**Dataset excerpt**.
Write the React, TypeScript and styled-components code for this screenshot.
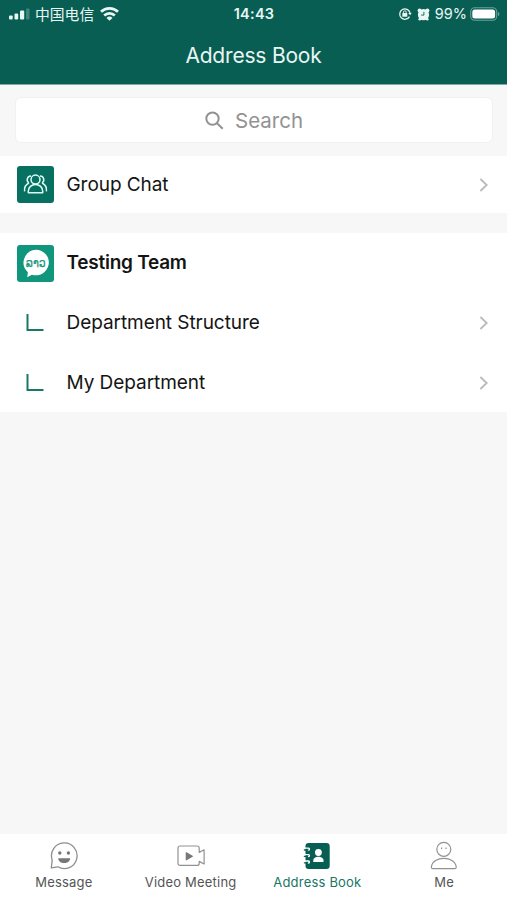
import React from "react";
import styled, { createGlobalStyle } from "styled-components";

const GlobalStyle = createGlobalStyle`
  * { box-sizing: border-box; }
  body { margin: 0; background: #f7f7f7; }
  svg { display: block; flex: none; }
`;

const Screen = styled.div`
  width: 507px;
  height: 900px;
  display: flex;
  flex-direction: column;
  background: #f7f7f7;
  color: #141414;
  font-family: Inter, "Noto Sans CJK SC", sans-serif;
  overflow: hidden;
`;

const Header = styled.header`
  height: 85px;
  flex: none;
  background: #095e54;
  color: #e9f6f3;
  border-bottom: 1px solid #7fa9a3;
`;

const StatusBar = styled.div`
  height: 28px;
  display: grid;
  grid-template-columns: 1fr auto 1fr;
  align-items: center;
  padding: 0 7px 0 9px;
`;

const StatusGroup = styled.div<{ $end?: boolean }>`
  display: flex;
  align-items: center;
  justify-content: ${(p) => (p.$end ? "flex-end" : "flex-start")};
`;

const Carrier = styled.span`
  font: 400 14.8px/20px "Noto Sans CJK SC", sans-serif;
  margin: -1px 6px 0 5px;
`;

const Clock = styled.span`
  font-size: 14.5px;
  font-weight: 600;
  line-height: 18px;
  letter-spacing: 0.25px;
  margin-right: 1px;
`;

const Percent = styled.span`
  font-size: 14.5px;
  line-height: 18px;
  margin: 0 3px 0 5px;
`;

const Title = styled.h1`
  margin: 0;
  text-align: center;
  font-size: 21px;
  font-weight: 400;
  line-height: 56px;
  letter-spacing: -0.2px;
`;

const SearchBox = styled.div`
  height: 46px;
  flex: none;
  margin: 12px 14px 13px 15px;
  display: flex;
  align-items: center;
  justify-content: center;
  gap: 11px;
  background: #fff;
  border: 1px solid #f1f1f1;
  border-radius: 6px;
  color: #929292;
  font-size: 20.5px;
`;

const Section = styled.section<{ $gap?: number }>`
  flex: none;
  margin-bottom: ${(p) => p.$gap ?? 0}px;
  background: #fff;
`;

const Row = styled.div<{ $height: number }>`
  height: ${(p) => p.$height}px;
  display: flex;
  align-items: center;
  padding: 0 18px 0 17px;
`;

const RowIcon = styled.div<{ $shift?: number }>`
  width: 37px;
  flex: none;
  display: flex;
  justify-content: center;
  padding-right: ${(p) => p.$shift ?? 0}px;
  margin-right: 12.5px;
`;

const RowLabel = styled.span<{ $bold?: boolean }>`
  flex: 1;
  font-size: 19px;
  line-height: 26px;
  font-weight: ${(p) => (p.$bold ? 600 : 400)};
  letter-spacing: ${(p) => (p.$bold ? -0.25 : -0.06)}px;
`;

const TabBar = styled.nav`
  height: 66px;
  flex: none;
  margin-top: auto;
  display: grid;
  grid-template-columns: repeat(4, 1fr);
  background: #fff;
`;

const Tab = styled.div<{ $active?: boolean }>`
  display: flex;
  flex-direction: column;
  align-items: center;
  gap: 4px;
  padding-top: 7px;
  padding-left: 1px;
  color: ${(p) => (p.$active ? "#187765" : "#555")};
  font-size: 13px;
  line-height: 16px;
  letter-spacing: 0.2px;
  white-space: nowrap;
`;

const Signal = () => (
  <svg width="21" height="12" viewBox="0 0 21 12" fill="currentColor">
    <rect x="0" y="7.5" width="3.7" height="4" rx="1" />
    <rect x="5.5" y="5.5" width="3.7" height="6" rx="1" />
    <rect x="11" y="2.5" width="4.2" height="9" rx="1" />
    <rect x="17" y="0.5" width="3.5" height="11" rx="1" opacity=".25" />
  </svg>
);

const Wifi = () => (
  <svg width="19" height="14" viewBox="0 0 19 14" fill="none" stroke="currentColor" strokeWidth="2.7">
    <path d="M1 4.8a12.2 12.2 0 0 1 17 0" />
    <path d="M4.2 8.5a7.6 7.6 0 0 1 10.6 0" />
    <path d="M9.5 13.8 6.5 11a4.3 4.3 0 0 1 6 0z" fill="currentColor" stroke="none" />
  </svg>
);

const RotationLock = () => (
  <svg width="14" height="14" viewBox="0 0 14 14" fill="none" stroke="currentColor">
    <path d="M11.5 9.6a5.2 5.2 0 1 1 .5-3.8" strokeWidth="1.3" />
    <path d="m10.2 6 3.5-.2-1.5 2.5z" fill="currentColor" stroke="none" />
    <rect x="4.3" y="6.1" width="5" height="3.7" rx=".6" fill="currentColor" stroke="none" />
    <path d="M5.4 6.4V5.2a1.4 1.4 0 0 1 2.8 0v1.2" />
  </svg>
);

const AlarmSvg = styled.svg`
  margin-left: 5px;
`;

const Alarm = () => (
  <AlarmSvg width="13" height="13" viewBox="0 0 13 13">
    <g fill="currentColor">
      <circle cx="6.5" cy="6.7" r="5.6" />
      <circle cx="2.6" cy="2.5" r="2" />
      <circle cx="10.4" cy="2.5" r="2" />
      <circle cx="2.7" cy="11.2" r="1.3" />
      <circle cx="10.3" cy="11.2" r="1.3" />
    </g>
    <path d="M6.9 3.8v3.3H4.2" fill="none" stroke="#095e54" strokeWidth=".9" />
  </AlarmSvg>
);

const Battery = () => (
  <svg width="30" height="14" viewBox="0 0 30 14">
    <rect x=".7" y=".8" width="26" height="12.4" rx="4" fill="none" stroke="#6ba099" strokeWidth="1.1" />
    <rect x="2.3" y="2.4" width="22.8" height="9.2" rx="2.5" fill="#fff" />
    <path d="M28 4.8c1.9.9 1.9 3.5 0 4.4z" fill="#6ba099" />
  </svg>
);

const SearchIcon = () => (
  <svg width="19" height="19" viewBox="0 0 19 19" fill="none" stroke="#929292" strokeWidth="2">
    <circle cx="7.5" cy="7.6" r="6.2" />
    <path d="m12 12.2 5.7 5.5" />
  </svg>
);

const Chevron = () => (
  <svg width="10" height="14" viewBox="0 0 10 14" fill="none" stroke="#bababa" strokeWidth="1.8">
    <path d="m1.4 1 6.3 6-6.3 6" />
  </svg>
);

const GroupIcon = () => (
  <svg width="37" height="37" viewBox="0 0 37 37" fill="none" stroke="#dcfff8" strokeWidth="1.5">
    <rect width="37" height="37" rx="3" fill="#087060" stroke="none" />
    <circle cx="18.5" cy="13.6" r="4.5" />
    <path d="M11.3 26.8v-1.6a7.2 6.8 0 0 1 14.4 0v1.6z" strokeLinejoin="round" />
    <path d="M14 10a3.7 3.7 0 0 0-2.1 6.8M23 10a3.7 3.7 0 0 1 2.1 6.8M12 17a8 8 0 0 0-4.4 8.4M25 17a8 8 0 0 1 4.4 8.4" />
  </svg>
);

const TeamIcon = () => (
  <svg width="37" height="37" viewBox="0 0 37 37">
    <rect width="37" height="37" rx="3" fill="#10967c" />
    <path d="M19 4.7a13 12.8 0 1 1-4.1 25l-4.7 2.5.7-5A12.9 12.9 0 0 1 19 4.7z" fill="#fff" />
    <text
      x="18.8"
      y="21.5"
      textAnchor="middle"
      textLength="20"
      lengthAdjust="spacingAndGlyphs"
      fontFamily='"DejaVu Sans", sans-serif'
      fontSize="12.5"
      fill="#15957b"
      stroke="#15957b"
      strokeWidth=".25"
    >
      ລາວ
    </text>
  </svg>
);

const Branch = () => (
  <svg width="18" height="18" viewBox="0 0 18 18" fill="none" stroke="#187866" strokeWidth="2">
    <path d="M1.5 0v16H17.5" />
  </svg>
);

const MessageIcon = () => (
  <svg width="28" height="29" viewBox="0 0 28 29" fill="none" stroke="#8e8e8e" strokeWidth="1.3">
    <path d="M1.3 26.8 2.2 19A12.8 12.8 0 1 1 7.8 25.8z" strokeLinejoin="round" />
    <g fill="#777" stroke="none">
      <circle cx="9.8" cy="12" r="1.7" />
      <circle cx="18.4" cy="12" r="1.7" />
      <path d="M8.2 17.2h12c-.6 6.5-11.4 6.5-12 0z" />
    </g>
  </svg>
);

const VideoIcon = () => (
  <svg width="28" height="29" viewBox="0 0 28 29" fill="none" stroke="#929292" strokeWidth="1.2">
    <path
      d="M3 5h17.2a2 2 0 0 1 2 2v4.4l4.9-2.6v14.2l-4.9-2.6v2a2 2 0 0 1-2 2H3a2 2 0 0 1-2-2V7a2 2 0 0 1 2-2z"
      strokeLinejoin="round"
    />
    <path d="m9.3 11.8 6 3.4-6 3.6z" fill="#777" stroke="#777" strokeLinejoin="round" />
  </svg>
);

const BookIcon = () => (
  <svg width="28" height="29" viewBox="0 0 28 29">
    <rect x="2.5" y="2" width="24.2" height="26" rx="3.2" fill="#075e52" />
    <g fill="none" strokeLinecap="round">
      <path
        d="M1 7.2h4.5c1.4.2 1.2 2-.2 2M1 13.6h4.5c1.4.2 1.2 2-.2 2M1 20h4.5c1.4.2 1.2 2-.2 2"
        stroke="#fff"
        strokeWidth="1.3"
      />
      <path d="M1.4 9h2.8M1.4 15.4h2.8M1.4 21.8h2.8" stroke="#075e52" strokeWidth="1.3" />
    </g>
    <circle cx="15.4" cy="11.5" r="3.4" fill="#fff" />
    <path d="M10.3 21v-1.5c0-5 10.2-5 10.2 0V21z" fill="#fff" />
  </svg>
);

const MeIcon = () => (
  <svg width="28" height="29" viewBox="0 0 28 29" fill="none" stroke="#929292" strokeWidth="1.2">
    <circle cx="13.8" cy="8.3" r="7" />
    <path d="M3 27.6c-1.2 0-1.8-.6-1.6-1.8 1.4-11.2 23.4-11.2 24.8 0 .2 1.2-.4 1.8-1.6 1.8z" />
    <path d="M11.6 6.6v1.5M16 6.6v1.5" />
  </svg>
);

export default function App() {
  return (
    <Screen>
      <GlobalStyle />
      <Header>
        <StatusBar>
          <StatusGroup>
            <Signal />
            <Carrier>中国电信</Carrier>
            <Wifi />
          </StatusGroup>
          <Clock>14:43</Clock>
          <StatusGroup $end>
            <RotationLock />
            <Alarm />
            <Percent>99%</Percent>
            <Battery />
          </StatusGroup>
        </StatusBar>
        <Title>Address Book</Title>
      </Header>

      <SearchBox>
        <SearchIcon />
        <span>Search</span>
      </SearchBox>

      <Section $gap={20}>
        <Row $height={57}>
          <RowIcon><GroupIcon /></RowIcon>
          <RowLabel>Group Chat</RowLabel>
          <Chevron />
        </Row>
      </Section>

      <Section>
        <Row $height={60}>
          <RowIcon><TeamIcon /></RowIcon>
          <RowLabel $bold>Testing Team</RowLabel>
        </Row>
        <Row $height={60}>
          <RowIcon $shift={2}><Branch /></RowIcon>
          <RowLabel>Department Structure</RowLabel>
          <Chevron />
        </Row>
        <Row $height={59}>
          <RowIcon $shift={2}><Branch /></RowIcon>
          <RowLabel>My Department</RowLabel>
          <Chevron />
        </Row>
      </Section>

      <TabBar>
        <Tab><MessageIcon />Message</Tab>
        <Tab><VideoIcon />Video Meeting</Tab>
        <Tab $active><BookIcon />Address Book</Tab>
        <Tab><MeIcon />Me</Tab>
      </TabBar>
    </Screen>
  );
}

**The task**. Looking back at the lines above, state how many contain the word "components", and supply nothing besides the number.

**The result**. 2